The contrast could not be starker. Nestled on the shores of scenic Lake Wannsee in southwestern Berlin, this elegant villa appears serene, almost welcoming. Yet on January 20, 1942, fifteen Nazi officials met here for just 90 minutes to coordinate what they euphemistically called the "Final Solution."
Today, the Haus der Wannsee-Konferenz stands as a memorial and educational site, ensuring that the planning of the Holocaust is neither forgotten nor repeated.
A Meeting That Changed History
Built in 1914 as a private residence, the villa enjoyed peaceful decades before the SS purchased it in 1940. On that winter day in 1942, senior Nazi officials gathered around a conference table to systematize the murder of eleven million European Jews.

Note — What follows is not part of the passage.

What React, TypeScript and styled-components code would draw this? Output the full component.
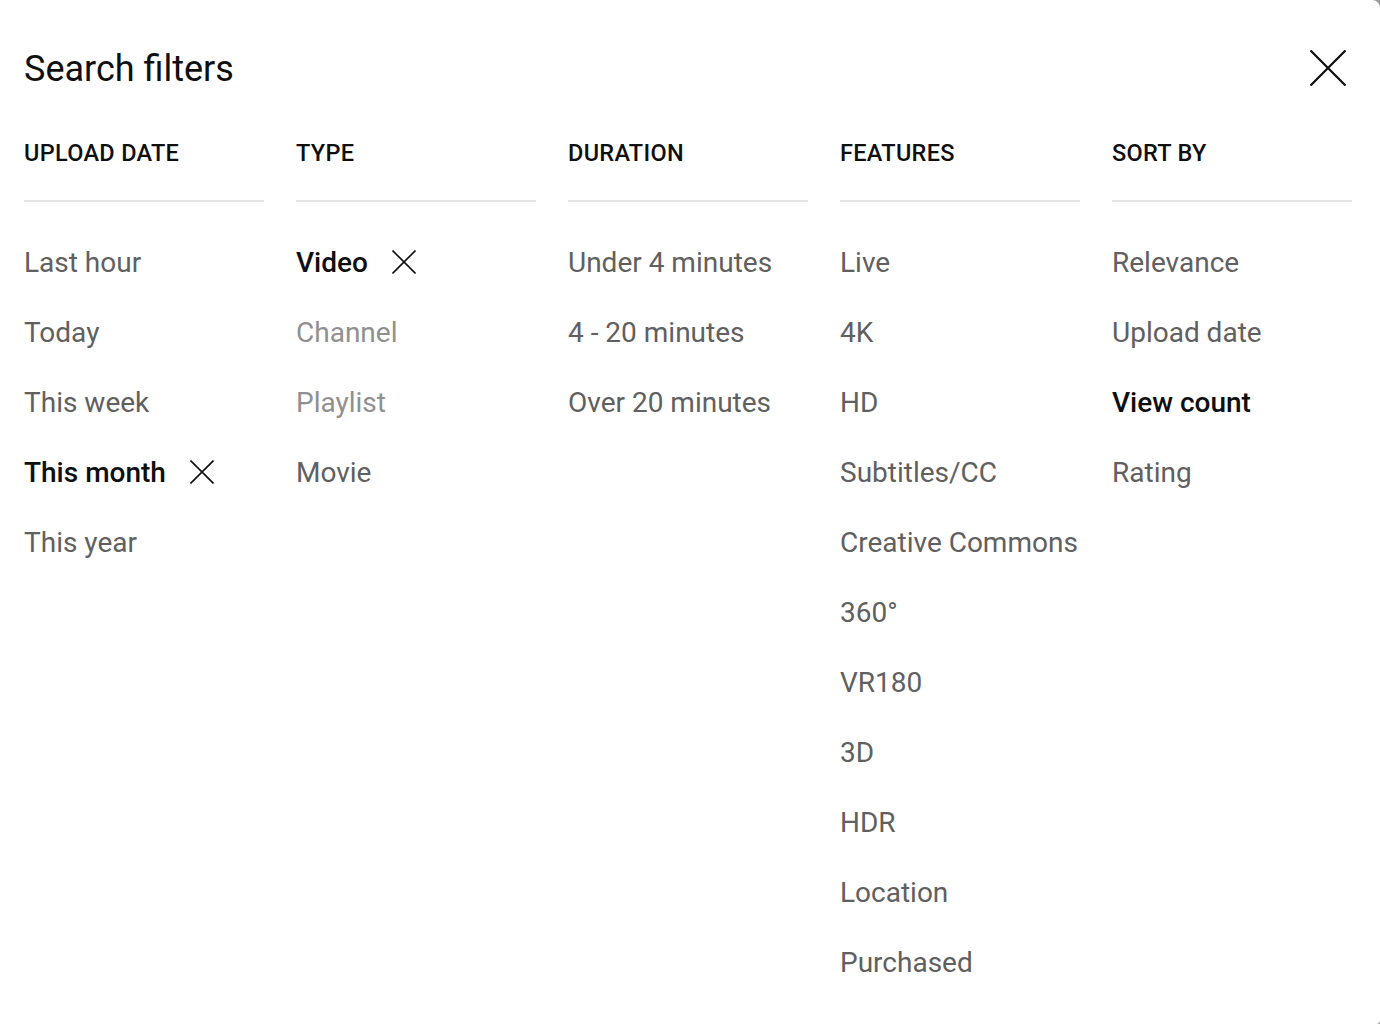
import React from "react";
import styled, { createGlobalStyle } from "styled-components";

const GlobalStyle = createGlobalStyle`
  html, body {
    margin: 0;
    padding: 0;
    background: #9a9a9a;
  }
  body {
    font-family: Roboto, "Noto Sans", Arial, sans-serif;
    -webkit-font-smoothing: antialiased;
  }
`;

const Dialog = styled.div`
  width: 1380px;
  height: 1024px;
  box-sizing: border-box;
  background: #ffffff;
  border-radius: 0 8px 4px 0;
  padding: 45px 28px 0 24px;
  overflow: hidden;
`;

const HeaderRow = styled.div`
  display: flex;
  align-items: center;
  justify-content: space-between;
  height: 48px;
`;

const Title = styled.h2`
  margin: 0;
  font-size: 36px;
  line-height: 48px;
  font-weight: 400;
  color: #0f0f0f;
`;

const CloseButton = styled.button`
  width: 48px;
  height: 48px;
  margin-top: -2px;
  padding: 0;
  border: none;
  background: transparent;
  display: flex;
  align-items: center;
  justify-content: center;
  cursor: pointer;
`;

const Columns = styled.div`
  display: grid;
  grid-template-columns: repeat(5, 240px);
  column-gap: 32px;
  margin-top: 45px;
`;

const Column = styled.div`
  display: flex;
  flex-direction: column;
`;

const ColumnTitle = styled.div`
  font-size: 23.5px;
  line-height: 30px;
  font-weight: 500;
  color: #0f0f0f;
  letter-spacing: 0.3px;
  padding-bottom: 32px;
  border-bottom: 2px solid #e5e5e5;
  margin-bottom: 25px;
`;

type ItemState = "normal" | "selected" | "disabled";

const Option = styled.div<{ $state: ItemState }>`
  height: 70px;
  display: flex;
  align-items: center;
  gap: 24px;
  font-size: 28px;
  white-space: nowrap;
  font-weight: ${(p) => (p.$state === "selected" ? 500 : 400)};
  color: ${(p) =>
    p.$state === "selected"
      ? "#0f0f0f"
      : p.$state === "disabled"
      ? "#909090"
      : "#606060"};
`;

const CrossIcon = ({ size, stroke }: { size: number; stroke: number }) => (
  <svg width={size} height={size} viewBox={`0 0 ${size} ${size}`} fill="none">
    <path
      d={`M0.5 0.5 L${size - 0.5} ${size - 0.5} M${size - 0.5} 0.5 L0.5 ${size - 0.5}`}
      stroke="#0f0f0f"
      strokeWidth={stroke}
    />
  </svg>
);

type Entry = { label: string; state?: ItemState };

const groups: { title: string; items: Entry[] }[] = [
  {
    title: "UPLOAD DATE",
    items: [
      { label: "Last hour" },
      { label: "Today" },
      { label: "This week" },
      { label: "This month", state: "selected" },
      { label: "This year" },
    ],
  },
  {
    title: "TYPE",
    items: [
      { label: "Video", state: "selected" },
      { label: "Channel", state: "disabled" },
      { label: "Playlist", state: "disabled" },
      { label: "Movie" },
    ],
  },
  {
    title: "DURATION",
    items: [
      { label: "Under 4 minutes" },
      { label: "4 - 20 minutes" },
      { label: "Over 20 minutes" },
    ],
  },
  {
    title: "FEATURES",
    items: [
      { label: "Live" },
      { label: "4K" },
      { label: "HD" },
      { label: "Subtitles/CC" },
      { label: "Creative Commons" },
      { label: "360°" },
      { label: "VR180" },
      { label: "3D" },
      { label: "HDR" },
      { label: "Location" },
      { label: "Purchased" },
    ],
  },
  {
    title: "SORT BY",
    items: [
      { label: "Relevance" },
      { label: "Upload date" },
      { label: "View count", state: "selected" },
      { label: "Rating" },
    ],
  },
];

export default function App() {
  return (
    <>
      <GlobalStyle />
      <Dialog>
        <HeaderRow>
          <Title>Search filters</Title>
          <CloseButton aria-label="Close">
            <CrossIcon size={36} stroke={2.2} />
          </CloseButton>
        </HeaderRow>
        <Columns>
          {groups.map((g) => (
            <Column key={g.title}>
              <ColumnTitle>{g.title}</ColumnTitle>
              {g.items.map((it) => {
                const state = it.state ?? "normal";
                const removable = state === "selected" && g.title !== "SORT BY";
                return (
                  <Option key={it.label} $state={state}>
                    {it.label}
                    {removable && <CrossIcon size={24} stroke={1.6} />}
                  </Option>
                );
              })}
            </Column>
          ))}
        </Columns>
      </Dialog>
    </>
  );
}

Reinhard Heydrich chaired the meeting, distributing a protocol that coldly outlined deportation logistics and killing methods. The bureaucratic efficiency documented in those minutes reveals how ordinary administrative processes became instruments of genocide. In 1992, fifty years later, the villa opened as a memorial and educational center.
Documents of Genocide
The permanent exhibition occupies the villa's original rooms, creating an unsettling connection between elegant architecture and horrific planning. Visitors encounter the actual protocol from the conference, meticulously typed and distributed to participants.

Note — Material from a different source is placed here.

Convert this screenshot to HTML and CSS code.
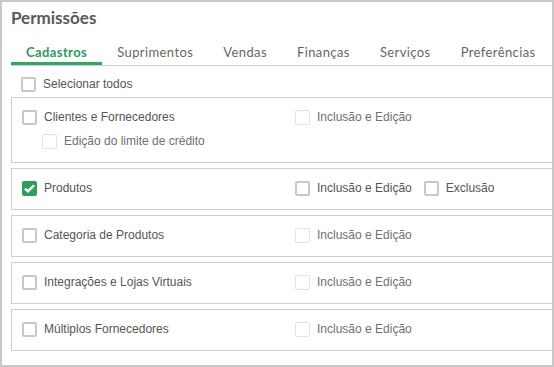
FILE: index.html
```html
<!DOCTYPE html>
<html lang="pt-BR">
<head>
    <meta charset="UTF-8">
    <title>Permissões</title>
    <link rel="stylesheet" href="styles.css">
</head>
<body>
    <div class="panel">
        <h1 class="title">Permissões</h1>

        <div class="tabs">
            <span class="tab active">Cadastros</span>
            <span class="tab">Suprimentos</span>
            <span class="tab">Vendas</span>
            <span class="tab">Finanças</span>
            <span class="tab">Serviços</span>
            <span class="tab">Preferências</span>
        </div>

        <label class="check select-all"><span class="box"></span>Selecionar todos</label>

        <div class="card">
            <div class="main">
                <label class="check"><span class="box"></span>Clientes e Fornecedores</label>
                <label class="check sub disabled"><span class="box"></span>Edição do limite de crédito</label>
            </div>
            <div class="options">
                <label class="check disabled"><span class="box"></span>Inclusão e Edição</label>
            </div>
        </div>

        <div class="card">
            <div class="main">
                <label class="check"><span class="box checked"></span>Produtos</label>
            </div>
            <div class="options">
                <label class="check"><span class="box"></span>Inclusão e Edição</label>
                <label class="check"><span class="box"></span>Exclusão</label>
            </div>
        </div>

        <div class="card">
            <div class="main">
                <label class="check"><span class="box"></span>Categoria de Produtos</label>
            </div>
            <div class="options">
                <label class="check disabled"><span class="box"></span>Inclusão e Edição</label>
            </div>
        </div>

        <div class="card">
            <div class="main">
                <label class="check"><span class="box"></span>Integrações e Lojas Virtuais</label>
            </div>
            <div class="options">
                <label class="check disabled"><span class="box"></span>Inclusão e Edição</label>
            </div>
        </div>

        <div class="card">
            <div class="main">
                <label class="check"><span class="box"></span>Múltiplos Fornecedores</label>
            </div>
            <div class="options">
                <label class="check disabled"><span class="box"></span>Inclusão e Edição</label>
            </div>
        </div>
    </div>
</body>
</html>
```

FILE: styles.css
```css
* {
    margin: 0;
    padding: 0;
    box-sizing: border-box;
}

body {
    font-family: "Liberation Sans", Arial, sans-serif;
    background: #fff;
}

.panel {
    width: 554px;
    height: 367px;
    border: 2px solid #c9c9c9;
    padding: 6px 0 0 9px;
    overflow: hidden;
}

.title {
    font-family: Lato, "Open Sans", sans-serif;
    font-size: 17px;
    font-weight: 700;
    color: #595959;
    line-height: 20px;
}

.tabs {
    display: flex;
    margin-top: 15px;
    border-bottom: 1px solid #cfcfcf;
}

.tab {
    font-family: Lato, "Open Sans", sans-serif;
    font-size: 13px;
    letter-spacing: 0.4px;
    color: #666;
    padding: 1px 15px 2px;
    line-height: 16px;
    border-bottom: 3px solid transparent;
}

.tab.active {
    color: #2b9b55;
    font-weight: 700;
    border-bottom-color: #33a55d;
}

.check {
    display: flex;
    align-items: center;
    gap: 7px;
    height: 18px;
    font-size: 12px;
    color: #555;
    white-space: nowrap;
}

.box {
    width: 15px;
    height: 15px;
    border: 2px solid #c8c8c8;
    border-radius: 2px;
    background: #fff;
    flex-shrink: 0;
}

.disabled .box {
    border: 1px solid #e2e2e2;
}

.disabled {
    color: #707070;
}

.box.checked {
    border-color: #2f9d5b;
    background: #2f9d5b url("data:image/svg+xml,%3Csvg xmlns='http://www.w3.org/2000/svg' viewBox='0 0 15 15'%3E%3Cpath d='M3 7.6l2.9 2.8L12 4.3' fill='none' stroke='%23fff' stroke-width='2.4'/%3E%3C/svg%3E") center / 15px 15px no-repeat;
}

.select-all {
    margin: 9px 0 4px 10px;
}

.card {
    display: flex;
    width: 560px;
    border: 1px solid #cfcfcf;
    padding: 10px 0 12px 10px;
    margin-bottom: 5px;
}

.main {
    width: 273px;
}

.sub {
    margin: 6px 0 0 20px;
}

.options {
    display: flex;
    gap: 12px;
}
```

Photographs, documents, and personal testimonies trace the persecution of Jews from 1933 through the Holocaust's implementation. The exhibition does not sensationalize but presents facts with devastating clarity. Maps show deportation routes, while biographical displays humanize the millions of victims, transforming statistics back into individual lives cut short.

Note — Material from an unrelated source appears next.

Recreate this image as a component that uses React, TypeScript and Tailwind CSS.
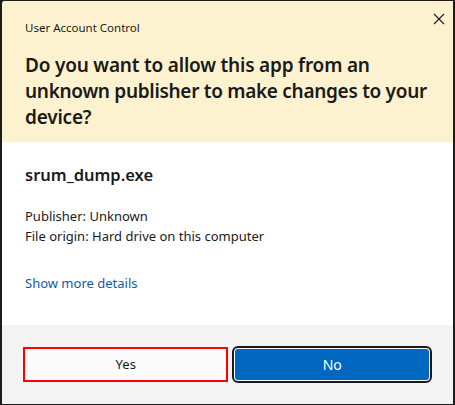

Confronting Bureaucratic Evil
What distinguishes this memorial is its focus on the administrative machinery of genocide. Rather than a concentration camp site, this villa shows how educated professionals in comfortable surroundings made calculated decisions about mass murder.
The preserved conference room itself serves as the most powerful exhibit. Standing where Heydrich presented his plans, visitors confront how systematic evil required not monsters but meetings, memos, and coordination. The lakeside setting amplifies this horror, the natural beauty outside contrasting sharply with the darkness conceived within these walls.
Haus der Wannsee-Konferenz Highlights & Tips
- The Conference Room Stand in the actual room where Nazi officials coordinated the Holocaust, a sobering experience that makes history tangible and immediate.
- The Wannsee Protocol View copies of the meeting minutes that documented plans for genocide with chilling bureaucratic precision.
- Biographical Documentation Explore displays that restore individual identities to Holocaust victims, countering the dehumanization at the core of Nazi ideology.
- Allow Sufficient Time Plan for at least two hours to properly absorb the exhibition's depth and significance. This is not a museum to rush through.
- Getting There Take the S-Bahn to Wannsee station, then bus 114 directly to the memorial. The journey through residential Berlin neighborhoods adds context to how genocide was planned in plain sight.
- Prepare Emotionally This memorial confronts visitors with difficult truths about human capacity for evil. Come prepared for an emotionally challenging but essential experience.
- Free Educational Programs The memorial offers guided tours, seminars, and educational programs. Check the website for current offerings in multiple languages.
Visiting the Haus der Wannsee-Konferenz is not comfortable, nor should it be. This memorial serves as essential testimony to how bureaucratic systems can enable unthinkable crimes when moral courage fails.\n\nThe lakeside villa reminds us that evil often wears a respectable face and works through ordinary channels. By preserving this site and its history, Germany has created a space for reflection, education, and the difficult but necessary work of remembrance.\n\nFor anyone seeking to understand how the Holocaust happened, this memorial provides crucial, unforgettable answers.